次に車載ネットワークにSDN(ソフトウェア定義型ネットワーキング)を導入する。送信元から宛先への通信経路があったとき、その間に複数のSDNスイッチを配置し、スイッチのIPアドレスをSDNコントローラーが動的に仮想IPアドレスへと変更する。こうすると、途中の経路では送信元や宛先の「生の」IPアドレスは分からなくなる。SDNコントローラーだけが送信元ノードと宛先ノードの実際のIPアドレス(とMACアドレス)を理解している。
DESOLATORは長期にわたる効果的な移動ターゲット防御の実現を目指し、車載ネットワークが最適なIPアドレスシャッフル頻度と帯域幅割り当てを特定できるよう支援する。
陸軍のコンピュータ科学者でプログラムリーダーのフレデリカ・フリーネルソン氏によると目標は2つある。まず、IPアドレスシャッフル頻度の最適化は、IPアドレスに割り当てられる情報の不確実性を、攻撃の回避に十分なほど高く保つとともに、そのためのコストを抑制する。次に帯域幅割り当ての最適化は、ネットワーク上における優先度の高い重要領域の速度低下を防止する。つまり、少ないリソースで保護を最大化する軽量保護を促進するという。

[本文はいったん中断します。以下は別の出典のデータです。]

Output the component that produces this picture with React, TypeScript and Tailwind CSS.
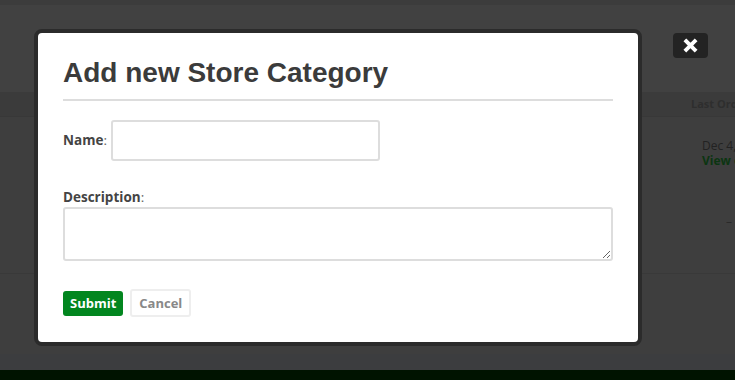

言い換えれば、帯域幅があまりに小さくなるとパケット損失率が上昇する一方、シャッフル周波数が低過ぎると、データが同じIPアドレスに何度も送信されてしまい、攻撃者に付け入る隙を与えてしまう。さらに帯域幅とシャッフル周波数をともに最大化することはできない。なぜなら、いわば反比例の関係にあるからだ。
研究チームは深層強化学習により、危険にさらされる時間やパケットのドロップ数といったさまざまな報酬関数に基づくアルゴリズムの挙動を徐々に形成し、DESOLATORがセキュリティと効率を両立できることを確認した。ネットワーク上のサービスによって、QoS(Quality of Service)は異なるものの、サービスごとに最適な動作が可能になった。
ムーア氏は「既存の車載ネットワークは非常に効率的だが、セキュリティを考慮した設計にはなっていなかった。パフォーマンス向上、またはセキュリティ強化に特化した研究が多数進行中だが、パフォーマンスとセキュリティの両立を目指す研究は、車載ネットワーク分野では特に珍しい」と述べている。
またDESOLATORは、最適なIPアドレスシャッフル頻度と帯域幅割り当ての特定以外にも利用できる。このアプローチは、機械学習ベースのフレームワークであるため、他の研究者が手を加え、サイバーセキュリティ保護について別の目標を追求することもできるという。